The yield on Portugal’s 10-year bonds tumbled 40 basis points to 6.4 percent at 10:39 a.m. London time. Borrowing costs have returned to their level of July 1, the day before a rift in the coalition emerged. The yield breached a seven-month high of more than 8 percent on July 3 compared with the 3.2 percent the country pays on its bailout loans.

The nation’s debt agency said on July 12 that it plans to resume “regular issuance” of bonds “only if market conditions are conducive.” Financing needs for 2013 are “fully covered,” and in the second quarter the debt agency started to “pre-fund” for borrowing needs in 2014, IGCP said.

The president shifted his stance on an early ballot after last week saying that if a consensus pact was reached, a vote could take place next year once the country emerged from its aid program. The previous six coalitions that have governed Portugal since its return to democracy in 1974 have failed to survive a full term.

The two governing parties settled a split over budget policy on July 6, with Coelho offering CDS leader and Foreign Minister Paulo Portas the post of vice premier and control over economic policy. While ruling out an immediate election, the president on July 10 didn’t endorse their deal, calling for a broader accord also involving the Socialists.

No Salvation Pact

The president asked the three parties to reach a “national salvation” agreement that would help Portugal complete its aid program through June 2014, according to his July 10 speech. He also urged them to ensure debt levels will be sustainable for a new government after the bailout.

The parties failed to agree on measures to complete the bailout plan after six days of talks, Socialist Party leader Antonio Jose Seguro said on July 19. The Socialists oppose the coalition government’s planned 4.7 billion euros ($6.2 billion) of spending cuts. They led the Social Democrats by 12 percentage points in a poll published on July 12, and have called for early elections.
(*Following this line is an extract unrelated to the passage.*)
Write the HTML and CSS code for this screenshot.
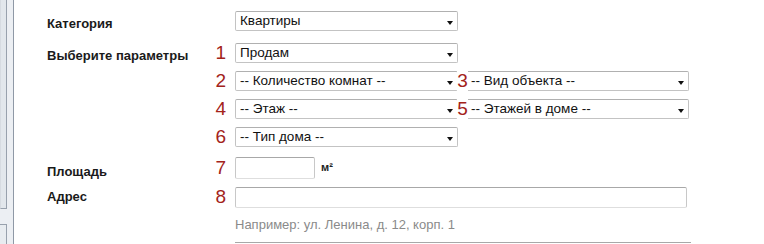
FILE: index.html
```html
<!DOCTYPE html>
<html lang="ru">
<head>
<meta charset="utf-8">
<title>Форма</title>
<link rel="stylesheet" href="styles.css">
</head>
<body>
<div class="page">
  <div class="strip">
    <div class="strip-inner"></div>
    <div class="strip-box"></div>
  </div>
  <form class="form">
    <div class="row r1">
      <div class="label">Категория</div>
      <div class="num"></div>
      <div class="ctrls">
        <span class="sel"><select><option>Квартиры</option></select></span>
      </div>
    </div>
    <div class="row r2">
      <div class="label">Выберите параметры</div>
      <div class="num">1</div>
      <div class="ctrls">
        <span class="sel"><select><option>Продам</option></select></span>
      </div>
    </div>
    <div class="row r3">
      <div class="label"></div>
      <div class="num">2</div>
      <div class="ctrls">
        <span class="sel"><select><option>-- Количество комнат --</option></select></span>
        <div class="num mid">3</div>
        <span class="sel"><select><option>-- Вид объекта --</option></select></span>
      </div>
    </div>
    <div class="row r3">
      <div class="label"></div>
      <div class="num">4</div>
      <div class="ctrls">
        <span class="sel"><select><option>-- Этаж --</option></select></span>
        <div class="num mid">5</div>
        <span class="sel"><select><option>-- Этажей в доме --</option></select></span>
      </div>
    </div>
    <div class="row r3">
      <div class="label"></div>
      <div class="num">6</div>
      <div class="ctrls">
        <span class="sel"><select><option>-- Тип дома --</option></select></span>
      </div>
    </div>
    <div class="row r6">
      <div class="label lbl-area">Площадь</div>
      <div class="num">7</div>
      <div class="ctrls">
        <input class="inp inp-area" type="text">
        <span class="unit">м²</span>
      </div>
    </div>
    <div class="row r7">
      <div class="label lbl-addr">Адрес</div>
      <div class="num">8</div>
      <div class="ctrls">
        <input class="inp inp-addr" type="text">
      </div>
    </div>
    <div class="hint">Например: ул. Ленина, д. 12, корп. 1</div>
    <div class="rule"></div>
  </form>
</div>
</body>
</html>
```

FILE: styles.css
```css
html, body {
  margin: 0;
  padding: 0;
  background: #ffffff;
}
body {
  font-family: "Liberation Sans", Arial, sans-serif;
  color: #1a1a1a;
  width: 764px;
  height: 244px;
  overflow: hidden;
}
.page {
  display: flex;
  height: 244px;
}
.strip {
  width: 13px;
  flex: none;
  background: #eceff3;
  border-right: 1px solid #8f99a6;
  display: flex;
  flex-direction: column;
}
.strip-inner {
  width: 5px;
  height: 217px;
  background: #e2e7ec;
  border-left: 1px solid #d6dbe1;
  border-right: 1px solid #98a1ad;
  border-bottom: 1px solid #98a1ad;
}
.strip-box {
  margin-top: 15px;
  width: 6px;
  height: 20px;
  background: #e8ecf0;
  border-top: 1px solid #98a1ad;
  border-right: 1px solid #98a1ad;
}
.form {
  margin: 0;
  padding: 11px 0 0 33px;
  display: flex;
  flex-direction: column;
}
.row {
  display: flex;
  align-items: flex-end;
}
.r2 { margin-top: 12px; }
.r3 { margin-top: 8px; }
.r6 { margin-top: 10px; }
.r7 { margin-top: 8px; }
.label {
  width: 158px;
  flex: none;
  font-size: 13px;
  line-height: 14px;
  font-weight: bold;
  color: #1a1a1a;
}
.lbl-area { margin-bottom: 0; }
.lbl-addr { margin-bottom: 4px; }
.num {
  width: 21px;
  flex: none;
  font-size: 19px;
  line-height: 20px;
  color: #a3231b;
  text-align: right;
  margin-right: 9px;
}
.r6 .num, .r7 .num { margin-bottom: 1px; }
.num.mid {
  width: 11px;
  margin: 0;
  background: #ffffff;
  text-align: center;
  position: relative;
  z-index: 1;
  margin-left: -1px;
  margin-right: -2px;
}
.ctrls {
  display: flex;
  align-items: flex-end;
}
.sel {
  position: relative;
  display: block;
  width: 223px;
  height: 20px;
}
.sel::after {
  content: "";
  position: absolute;
  right: 5px;
  top: 10px;
  border-left: 3.5px solid transparent;
  border-right: 3.5px solid transparent;
  border-top: 4px solid #111111;
  pointer-events: none;
}
.sel select {
  -webkit-appearance: none;
  appearance: none;
  box-sizing: border-box;
  width: 223px;
  height: 20px;
  margin: 0;
  padding: 0 16px 0 4px;
  border: 1px solid #c3c3c3;
  border-top-color: #b0b0b0;
  border-radius: 2px;
  background: #ffffff;
  font-family: "Liberation Sans", Arial, sans-serif;
  font-size: 13.5px;
  line-height: 18px;
  color: #111111;
}
.inp {
  box-sizing: border-box;
  margin: 0;
  padding: 0 4px;
  background: #ffffff;
  border: 1px solid #c8c8c8;
  border-top-color: #a8a8a8;
  border-bottom-color: #dedede;
  border-radius: 2px;
  font-family: "Liberation Sans", Arial, sans-serif;
  font-size: 13px;
}
.inp-area {
  width: 80px;
  height: 22px;
}
.inp-addr {
  width: 452px;
  height: 21px;
}
.unit {
  font-size: 11px;
  font-weight: bold;
  line-height: 14px;
  color: #222222;
  margin-left: 6px;
  margin-bottom: 5px;
}
.hint {
  margin-left: 188px;
  margin-top: 9px;
  font-size: 13px;
  line-height: 15px;
  color: #8a8a8a;
}
.rule {
  margin-left: 188px;
  margin-top: 10px;
  width: 456px;
  height: 0;
  border-top: 1px solid #a8a8a8;
}
```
The government will now ask parliament to approve a confidence motion, said Cavaco Silva, 74, who is a former prime minister and Social Democratic Party leader. Parliament on July 18 rejected a censure motion against the government presented by the Greens.

The eighth review of Portugal’s progress on meeting the terms of the 78 billion-euro aid program was pushed back to the end of August or the start of September because of the political situation, the Finance Ministry said on July 11. The review had been due to start on July 15.